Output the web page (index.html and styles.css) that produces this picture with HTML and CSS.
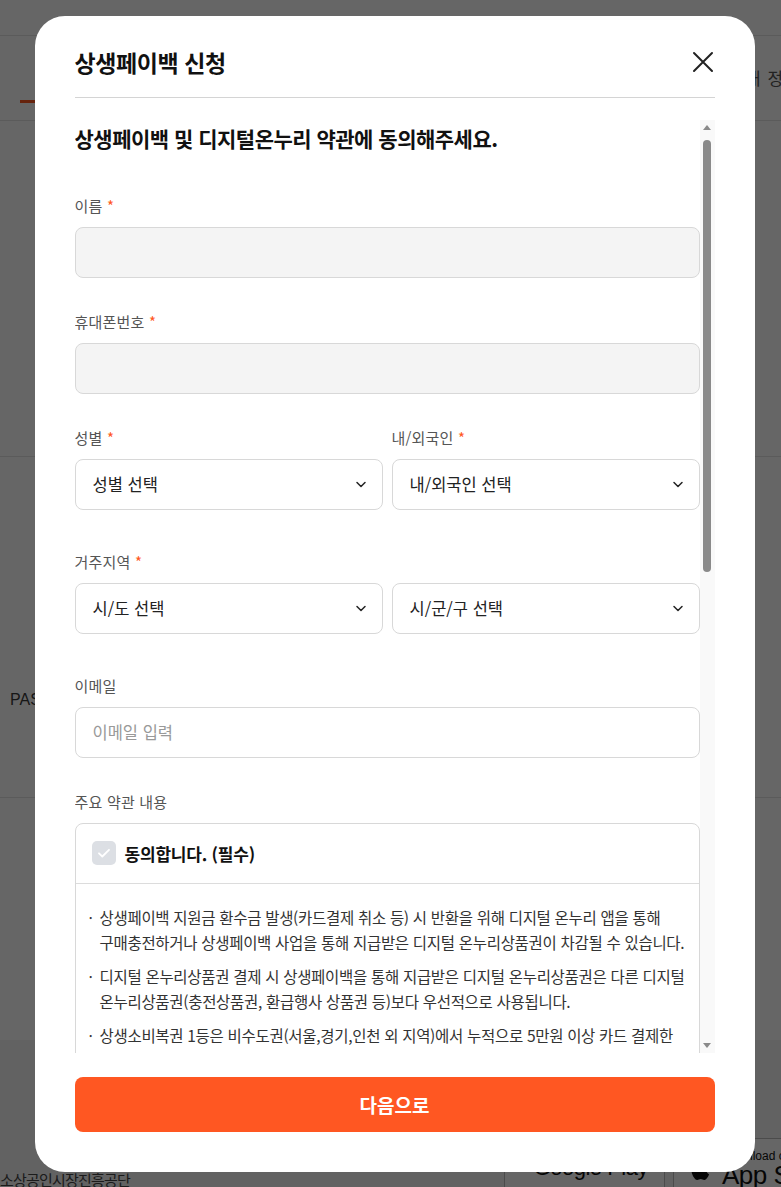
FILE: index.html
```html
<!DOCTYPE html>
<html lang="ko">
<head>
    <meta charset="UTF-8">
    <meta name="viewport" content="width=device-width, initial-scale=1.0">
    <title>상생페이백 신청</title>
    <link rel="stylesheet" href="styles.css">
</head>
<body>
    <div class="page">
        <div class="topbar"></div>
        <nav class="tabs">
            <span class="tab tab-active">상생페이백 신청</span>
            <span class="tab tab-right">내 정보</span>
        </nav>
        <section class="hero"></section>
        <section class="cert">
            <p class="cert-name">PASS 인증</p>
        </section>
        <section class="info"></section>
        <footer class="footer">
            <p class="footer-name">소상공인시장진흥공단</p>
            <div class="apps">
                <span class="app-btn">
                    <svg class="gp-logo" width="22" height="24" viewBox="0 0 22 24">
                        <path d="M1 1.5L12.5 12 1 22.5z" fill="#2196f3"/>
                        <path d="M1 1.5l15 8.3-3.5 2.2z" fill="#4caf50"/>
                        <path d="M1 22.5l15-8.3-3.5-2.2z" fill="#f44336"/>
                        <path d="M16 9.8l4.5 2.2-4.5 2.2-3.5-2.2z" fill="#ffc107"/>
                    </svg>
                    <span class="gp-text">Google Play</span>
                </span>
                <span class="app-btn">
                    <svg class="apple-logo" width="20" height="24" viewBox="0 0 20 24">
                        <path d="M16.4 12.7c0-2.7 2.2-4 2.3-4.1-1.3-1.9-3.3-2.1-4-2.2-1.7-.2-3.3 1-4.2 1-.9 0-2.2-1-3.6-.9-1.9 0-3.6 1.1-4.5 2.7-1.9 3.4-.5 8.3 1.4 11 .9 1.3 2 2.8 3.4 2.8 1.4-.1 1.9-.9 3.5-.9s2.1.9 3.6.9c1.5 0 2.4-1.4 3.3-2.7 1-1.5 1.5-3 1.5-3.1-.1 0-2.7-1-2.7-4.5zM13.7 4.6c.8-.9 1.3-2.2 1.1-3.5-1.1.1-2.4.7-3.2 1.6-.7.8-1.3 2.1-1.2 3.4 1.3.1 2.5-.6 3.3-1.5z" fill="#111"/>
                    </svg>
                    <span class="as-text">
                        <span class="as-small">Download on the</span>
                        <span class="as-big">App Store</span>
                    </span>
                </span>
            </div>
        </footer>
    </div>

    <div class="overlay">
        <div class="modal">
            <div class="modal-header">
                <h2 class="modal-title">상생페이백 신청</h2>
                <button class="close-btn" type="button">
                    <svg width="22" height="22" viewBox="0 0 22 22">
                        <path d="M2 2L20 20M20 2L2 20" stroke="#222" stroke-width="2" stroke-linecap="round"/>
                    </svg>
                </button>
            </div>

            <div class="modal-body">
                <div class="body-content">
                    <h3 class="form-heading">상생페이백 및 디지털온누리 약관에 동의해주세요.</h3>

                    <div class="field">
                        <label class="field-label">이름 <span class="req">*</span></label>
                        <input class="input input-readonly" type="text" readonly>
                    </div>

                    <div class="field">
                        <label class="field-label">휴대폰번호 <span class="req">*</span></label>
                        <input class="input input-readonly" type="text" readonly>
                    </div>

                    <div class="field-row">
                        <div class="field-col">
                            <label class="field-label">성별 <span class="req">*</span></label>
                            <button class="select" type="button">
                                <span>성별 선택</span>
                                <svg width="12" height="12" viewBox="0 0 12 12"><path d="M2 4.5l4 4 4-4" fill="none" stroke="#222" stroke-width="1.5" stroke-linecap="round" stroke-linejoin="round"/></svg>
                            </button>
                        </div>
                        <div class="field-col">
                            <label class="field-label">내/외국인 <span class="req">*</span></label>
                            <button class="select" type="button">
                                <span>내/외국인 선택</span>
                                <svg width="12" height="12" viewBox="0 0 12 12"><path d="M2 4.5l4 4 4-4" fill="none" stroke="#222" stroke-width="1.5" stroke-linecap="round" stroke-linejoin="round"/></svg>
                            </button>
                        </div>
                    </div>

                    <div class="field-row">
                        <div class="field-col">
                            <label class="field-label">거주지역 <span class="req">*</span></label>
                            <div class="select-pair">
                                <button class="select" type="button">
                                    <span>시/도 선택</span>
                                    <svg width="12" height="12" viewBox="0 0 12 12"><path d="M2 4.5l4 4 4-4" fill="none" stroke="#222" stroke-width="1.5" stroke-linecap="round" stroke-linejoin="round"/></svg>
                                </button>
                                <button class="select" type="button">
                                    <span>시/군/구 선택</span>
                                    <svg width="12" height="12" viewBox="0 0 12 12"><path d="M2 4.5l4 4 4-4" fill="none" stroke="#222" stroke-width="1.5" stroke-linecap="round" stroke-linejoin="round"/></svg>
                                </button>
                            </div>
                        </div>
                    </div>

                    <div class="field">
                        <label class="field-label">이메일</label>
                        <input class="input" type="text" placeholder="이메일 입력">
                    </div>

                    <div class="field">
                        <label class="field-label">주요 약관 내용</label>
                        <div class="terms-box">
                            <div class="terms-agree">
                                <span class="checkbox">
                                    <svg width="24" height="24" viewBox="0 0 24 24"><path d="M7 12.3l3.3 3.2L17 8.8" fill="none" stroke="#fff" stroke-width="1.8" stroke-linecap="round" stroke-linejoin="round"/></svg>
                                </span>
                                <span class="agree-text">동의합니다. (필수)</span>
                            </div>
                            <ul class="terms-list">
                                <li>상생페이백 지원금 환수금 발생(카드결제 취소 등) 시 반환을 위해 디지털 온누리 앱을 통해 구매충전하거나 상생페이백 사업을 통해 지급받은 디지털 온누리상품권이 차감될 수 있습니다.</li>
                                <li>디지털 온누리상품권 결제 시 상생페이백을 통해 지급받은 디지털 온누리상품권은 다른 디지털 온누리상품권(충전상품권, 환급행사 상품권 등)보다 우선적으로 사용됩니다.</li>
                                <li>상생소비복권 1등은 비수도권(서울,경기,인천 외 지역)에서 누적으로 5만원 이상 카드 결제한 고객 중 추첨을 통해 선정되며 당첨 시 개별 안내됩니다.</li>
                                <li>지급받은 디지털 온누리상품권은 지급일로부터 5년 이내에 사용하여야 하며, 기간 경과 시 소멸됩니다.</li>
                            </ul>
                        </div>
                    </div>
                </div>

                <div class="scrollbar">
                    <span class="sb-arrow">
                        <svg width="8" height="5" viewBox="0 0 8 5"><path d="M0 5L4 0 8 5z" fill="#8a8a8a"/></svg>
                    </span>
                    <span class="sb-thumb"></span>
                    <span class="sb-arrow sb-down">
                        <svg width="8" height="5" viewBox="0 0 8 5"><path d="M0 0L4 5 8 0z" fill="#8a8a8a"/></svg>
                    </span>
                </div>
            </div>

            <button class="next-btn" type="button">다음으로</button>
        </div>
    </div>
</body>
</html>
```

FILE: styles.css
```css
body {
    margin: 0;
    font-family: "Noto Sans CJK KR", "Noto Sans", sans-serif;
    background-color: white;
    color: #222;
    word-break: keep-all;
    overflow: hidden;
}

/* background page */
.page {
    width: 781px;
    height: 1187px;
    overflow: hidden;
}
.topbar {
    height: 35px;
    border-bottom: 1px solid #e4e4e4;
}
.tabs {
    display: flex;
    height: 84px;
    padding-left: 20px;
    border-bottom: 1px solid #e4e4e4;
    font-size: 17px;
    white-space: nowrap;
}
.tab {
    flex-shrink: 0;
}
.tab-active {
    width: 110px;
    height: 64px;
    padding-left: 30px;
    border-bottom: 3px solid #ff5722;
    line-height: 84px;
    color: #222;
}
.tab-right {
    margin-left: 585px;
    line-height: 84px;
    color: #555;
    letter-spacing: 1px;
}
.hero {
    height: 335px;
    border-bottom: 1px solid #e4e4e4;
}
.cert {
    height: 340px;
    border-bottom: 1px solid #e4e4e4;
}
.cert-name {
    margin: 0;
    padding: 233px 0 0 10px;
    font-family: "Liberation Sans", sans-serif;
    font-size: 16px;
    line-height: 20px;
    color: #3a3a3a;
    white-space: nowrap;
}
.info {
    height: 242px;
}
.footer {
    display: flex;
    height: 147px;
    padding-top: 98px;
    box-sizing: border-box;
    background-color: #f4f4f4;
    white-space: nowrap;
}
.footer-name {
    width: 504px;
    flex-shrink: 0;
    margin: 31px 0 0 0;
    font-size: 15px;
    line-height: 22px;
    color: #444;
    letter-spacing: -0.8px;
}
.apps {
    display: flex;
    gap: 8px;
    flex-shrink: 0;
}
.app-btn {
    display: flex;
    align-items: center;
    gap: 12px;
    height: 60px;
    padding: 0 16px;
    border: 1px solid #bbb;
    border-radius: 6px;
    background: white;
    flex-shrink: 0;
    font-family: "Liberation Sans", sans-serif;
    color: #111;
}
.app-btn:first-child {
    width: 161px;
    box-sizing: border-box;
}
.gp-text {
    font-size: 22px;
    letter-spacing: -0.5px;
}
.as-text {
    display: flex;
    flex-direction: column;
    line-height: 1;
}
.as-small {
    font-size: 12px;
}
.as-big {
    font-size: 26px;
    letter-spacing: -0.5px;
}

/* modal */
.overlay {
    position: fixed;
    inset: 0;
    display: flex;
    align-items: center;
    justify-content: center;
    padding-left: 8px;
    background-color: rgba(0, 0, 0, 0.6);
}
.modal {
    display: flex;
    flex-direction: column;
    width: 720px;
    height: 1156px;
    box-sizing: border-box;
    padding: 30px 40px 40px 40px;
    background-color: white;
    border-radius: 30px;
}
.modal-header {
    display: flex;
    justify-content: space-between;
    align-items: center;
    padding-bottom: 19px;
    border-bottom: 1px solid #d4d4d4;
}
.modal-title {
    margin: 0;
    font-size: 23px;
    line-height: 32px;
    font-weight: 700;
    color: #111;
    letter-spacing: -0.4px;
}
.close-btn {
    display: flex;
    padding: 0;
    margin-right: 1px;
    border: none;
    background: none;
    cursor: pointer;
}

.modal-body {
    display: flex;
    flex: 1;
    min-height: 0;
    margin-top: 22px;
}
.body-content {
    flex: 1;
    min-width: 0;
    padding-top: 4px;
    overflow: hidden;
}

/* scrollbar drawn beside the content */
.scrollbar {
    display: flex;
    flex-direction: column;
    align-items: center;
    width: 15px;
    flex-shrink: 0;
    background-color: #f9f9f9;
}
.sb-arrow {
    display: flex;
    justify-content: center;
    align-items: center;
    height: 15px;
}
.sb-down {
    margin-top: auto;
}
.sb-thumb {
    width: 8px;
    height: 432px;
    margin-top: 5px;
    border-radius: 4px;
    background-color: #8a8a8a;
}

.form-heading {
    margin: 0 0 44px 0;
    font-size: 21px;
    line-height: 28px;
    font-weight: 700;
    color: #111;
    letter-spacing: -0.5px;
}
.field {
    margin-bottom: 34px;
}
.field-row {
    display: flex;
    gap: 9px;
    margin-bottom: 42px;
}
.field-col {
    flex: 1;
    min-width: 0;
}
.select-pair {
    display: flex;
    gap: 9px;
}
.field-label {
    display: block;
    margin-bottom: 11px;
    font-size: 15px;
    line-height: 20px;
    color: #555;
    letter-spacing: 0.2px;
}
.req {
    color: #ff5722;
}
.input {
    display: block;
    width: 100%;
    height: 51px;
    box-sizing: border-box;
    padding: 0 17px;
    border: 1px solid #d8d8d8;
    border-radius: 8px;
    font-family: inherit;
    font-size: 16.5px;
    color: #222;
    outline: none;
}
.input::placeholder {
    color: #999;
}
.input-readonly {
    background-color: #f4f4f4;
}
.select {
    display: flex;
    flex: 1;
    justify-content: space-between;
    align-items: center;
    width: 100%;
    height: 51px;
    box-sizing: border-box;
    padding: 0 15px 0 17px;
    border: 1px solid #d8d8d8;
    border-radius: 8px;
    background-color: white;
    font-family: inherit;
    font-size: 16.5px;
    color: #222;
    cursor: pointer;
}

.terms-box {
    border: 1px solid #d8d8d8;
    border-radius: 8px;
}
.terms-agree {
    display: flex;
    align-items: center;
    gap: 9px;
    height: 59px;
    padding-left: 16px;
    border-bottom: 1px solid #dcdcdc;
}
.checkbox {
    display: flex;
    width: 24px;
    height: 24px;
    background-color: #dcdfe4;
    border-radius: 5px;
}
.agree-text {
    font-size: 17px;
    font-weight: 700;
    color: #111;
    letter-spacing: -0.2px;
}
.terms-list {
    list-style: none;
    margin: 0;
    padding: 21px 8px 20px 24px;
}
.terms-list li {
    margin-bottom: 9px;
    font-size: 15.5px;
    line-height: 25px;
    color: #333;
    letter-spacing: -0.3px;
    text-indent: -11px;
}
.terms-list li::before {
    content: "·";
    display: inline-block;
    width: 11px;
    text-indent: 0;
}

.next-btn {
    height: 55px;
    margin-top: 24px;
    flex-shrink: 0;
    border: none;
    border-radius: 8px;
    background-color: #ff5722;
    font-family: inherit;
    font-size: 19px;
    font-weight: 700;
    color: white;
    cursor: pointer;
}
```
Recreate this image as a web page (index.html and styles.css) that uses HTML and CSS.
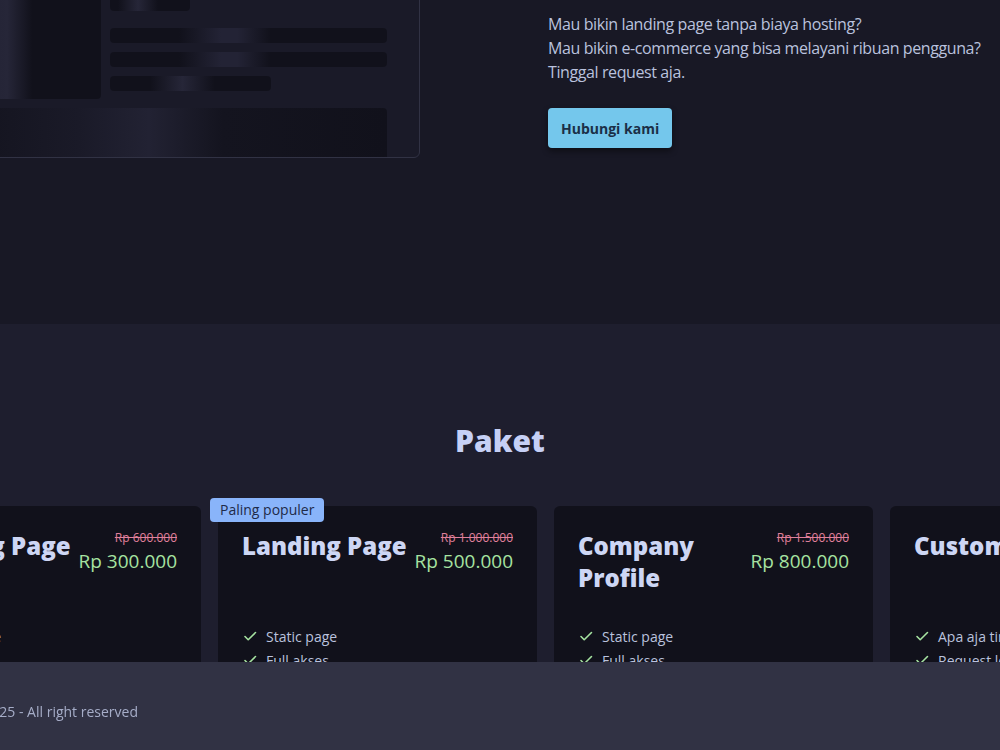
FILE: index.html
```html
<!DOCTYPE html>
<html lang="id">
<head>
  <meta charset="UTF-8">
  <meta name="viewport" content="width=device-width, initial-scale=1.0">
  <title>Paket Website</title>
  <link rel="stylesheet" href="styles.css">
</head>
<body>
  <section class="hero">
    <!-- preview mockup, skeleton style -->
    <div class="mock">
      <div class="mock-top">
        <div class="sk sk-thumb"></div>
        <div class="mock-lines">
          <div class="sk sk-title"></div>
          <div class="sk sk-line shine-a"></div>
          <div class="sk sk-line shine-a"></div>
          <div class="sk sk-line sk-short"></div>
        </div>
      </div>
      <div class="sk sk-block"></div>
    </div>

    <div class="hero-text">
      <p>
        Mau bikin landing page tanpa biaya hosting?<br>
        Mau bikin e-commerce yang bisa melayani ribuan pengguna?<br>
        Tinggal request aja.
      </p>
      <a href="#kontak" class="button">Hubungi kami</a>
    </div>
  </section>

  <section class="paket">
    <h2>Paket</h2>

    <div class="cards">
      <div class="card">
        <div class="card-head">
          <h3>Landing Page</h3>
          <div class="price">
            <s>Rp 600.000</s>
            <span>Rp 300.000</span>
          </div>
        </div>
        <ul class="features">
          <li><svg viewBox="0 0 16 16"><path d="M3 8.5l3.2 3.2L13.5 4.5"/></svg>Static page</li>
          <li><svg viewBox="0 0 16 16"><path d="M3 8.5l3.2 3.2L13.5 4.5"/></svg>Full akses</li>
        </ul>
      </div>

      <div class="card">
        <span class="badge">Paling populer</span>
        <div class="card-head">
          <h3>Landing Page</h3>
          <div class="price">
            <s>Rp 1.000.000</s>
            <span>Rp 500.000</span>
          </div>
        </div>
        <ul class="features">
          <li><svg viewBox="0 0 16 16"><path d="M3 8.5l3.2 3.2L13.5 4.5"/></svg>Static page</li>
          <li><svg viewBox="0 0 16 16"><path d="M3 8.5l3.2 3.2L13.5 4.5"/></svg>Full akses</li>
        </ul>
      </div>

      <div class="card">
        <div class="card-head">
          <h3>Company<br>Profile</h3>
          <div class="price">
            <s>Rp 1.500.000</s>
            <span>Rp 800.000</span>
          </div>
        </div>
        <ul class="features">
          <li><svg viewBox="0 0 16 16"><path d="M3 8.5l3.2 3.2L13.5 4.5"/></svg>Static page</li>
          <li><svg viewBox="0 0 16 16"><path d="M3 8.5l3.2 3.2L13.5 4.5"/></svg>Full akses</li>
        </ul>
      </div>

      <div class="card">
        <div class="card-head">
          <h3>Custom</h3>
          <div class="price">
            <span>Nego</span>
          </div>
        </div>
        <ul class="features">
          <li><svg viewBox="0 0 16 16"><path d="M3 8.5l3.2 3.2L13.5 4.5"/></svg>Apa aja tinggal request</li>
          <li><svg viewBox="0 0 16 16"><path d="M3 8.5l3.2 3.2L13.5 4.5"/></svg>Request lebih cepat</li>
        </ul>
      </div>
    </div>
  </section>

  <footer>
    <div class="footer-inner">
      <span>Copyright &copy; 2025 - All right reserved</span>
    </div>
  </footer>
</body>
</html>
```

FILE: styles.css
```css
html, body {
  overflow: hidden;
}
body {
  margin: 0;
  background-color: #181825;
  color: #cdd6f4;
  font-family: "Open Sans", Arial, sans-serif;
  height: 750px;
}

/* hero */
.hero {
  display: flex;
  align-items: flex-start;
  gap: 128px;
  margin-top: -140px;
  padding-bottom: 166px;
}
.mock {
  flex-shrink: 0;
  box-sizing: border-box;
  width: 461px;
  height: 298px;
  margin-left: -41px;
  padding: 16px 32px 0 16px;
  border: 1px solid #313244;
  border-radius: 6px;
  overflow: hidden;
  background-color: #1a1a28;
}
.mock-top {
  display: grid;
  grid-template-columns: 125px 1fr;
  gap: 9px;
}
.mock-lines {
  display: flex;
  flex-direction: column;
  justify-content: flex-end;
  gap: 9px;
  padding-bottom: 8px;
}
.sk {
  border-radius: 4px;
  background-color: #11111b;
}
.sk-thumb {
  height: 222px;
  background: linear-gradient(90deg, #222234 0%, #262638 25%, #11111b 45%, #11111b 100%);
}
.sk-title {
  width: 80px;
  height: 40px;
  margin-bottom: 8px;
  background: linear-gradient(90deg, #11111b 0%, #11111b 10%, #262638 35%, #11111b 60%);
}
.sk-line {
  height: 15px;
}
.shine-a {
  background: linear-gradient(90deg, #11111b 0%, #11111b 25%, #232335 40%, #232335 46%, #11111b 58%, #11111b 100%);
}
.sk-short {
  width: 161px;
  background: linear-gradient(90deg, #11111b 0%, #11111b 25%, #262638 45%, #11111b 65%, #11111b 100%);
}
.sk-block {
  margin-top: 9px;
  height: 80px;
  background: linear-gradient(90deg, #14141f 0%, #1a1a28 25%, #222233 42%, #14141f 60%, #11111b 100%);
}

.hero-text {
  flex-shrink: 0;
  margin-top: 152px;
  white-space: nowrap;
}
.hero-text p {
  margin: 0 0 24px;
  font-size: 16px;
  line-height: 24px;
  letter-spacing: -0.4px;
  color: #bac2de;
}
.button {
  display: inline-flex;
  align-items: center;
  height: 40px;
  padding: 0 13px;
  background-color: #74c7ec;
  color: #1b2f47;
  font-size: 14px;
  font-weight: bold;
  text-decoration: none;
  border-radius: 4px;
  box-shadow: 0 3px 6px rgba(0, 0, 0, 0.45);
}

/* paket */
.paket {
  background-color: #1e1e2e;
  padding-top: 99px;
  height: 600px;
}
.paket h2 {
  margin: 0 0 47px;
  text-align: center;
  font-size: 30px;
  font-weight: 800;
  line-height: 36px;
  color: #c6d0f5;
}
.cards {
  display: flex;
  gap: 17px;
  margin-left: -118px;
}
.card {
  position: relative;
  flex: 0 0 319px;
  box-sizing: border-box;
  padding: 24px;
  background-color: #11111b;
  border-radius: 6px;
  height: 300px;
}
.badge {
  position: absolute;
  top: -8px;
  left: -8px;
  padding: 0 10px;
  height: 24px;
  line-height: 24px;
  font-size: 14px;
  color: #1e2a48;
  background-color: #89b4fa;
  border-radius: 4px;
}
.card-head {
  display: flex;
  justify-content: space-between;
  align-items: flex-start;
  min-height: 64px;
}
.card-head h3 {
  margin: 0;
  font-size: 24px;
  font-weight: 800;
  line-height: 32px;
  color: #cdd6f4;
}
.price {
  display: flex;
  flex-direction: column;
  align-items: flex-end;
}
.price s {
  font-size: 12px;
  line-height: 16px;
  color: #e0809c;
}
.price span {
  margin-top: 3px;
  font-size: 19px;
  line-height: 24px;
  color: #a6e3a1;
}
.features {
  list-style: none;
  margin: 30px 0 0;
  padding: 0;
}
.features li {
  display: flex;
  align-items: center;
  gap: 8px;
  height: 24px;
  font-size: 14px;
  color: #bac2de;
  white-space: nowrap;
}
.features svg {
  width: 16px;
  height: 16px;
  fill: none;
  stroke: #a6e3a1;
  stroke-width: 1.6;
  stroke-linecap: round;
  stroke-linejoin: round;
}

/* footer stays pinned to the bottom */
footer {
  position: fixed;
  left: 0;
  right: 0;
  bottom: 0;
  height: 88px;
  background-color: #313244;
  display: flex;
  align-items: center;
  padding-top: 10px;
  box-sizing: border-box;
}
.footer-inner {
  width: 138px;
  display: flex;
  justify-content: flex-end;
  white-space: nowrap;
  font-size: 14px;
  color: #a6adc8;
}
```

__STATED PROBLEM__. Locate the word "styles" in the records and collect each line it appears in.

__EXPECTED ANSWER__.
Output the web page (index.html and styles.css) that produces this picture with HTML and CSS.
    <link rel="stylesheet" href="styles.css">
FILE: styles.css
Recreate this image as a web page (index.html and styles.css) that uses HTML and CSS.
  <link rel="stylesheet" href="styles.css">
FILE: styles.css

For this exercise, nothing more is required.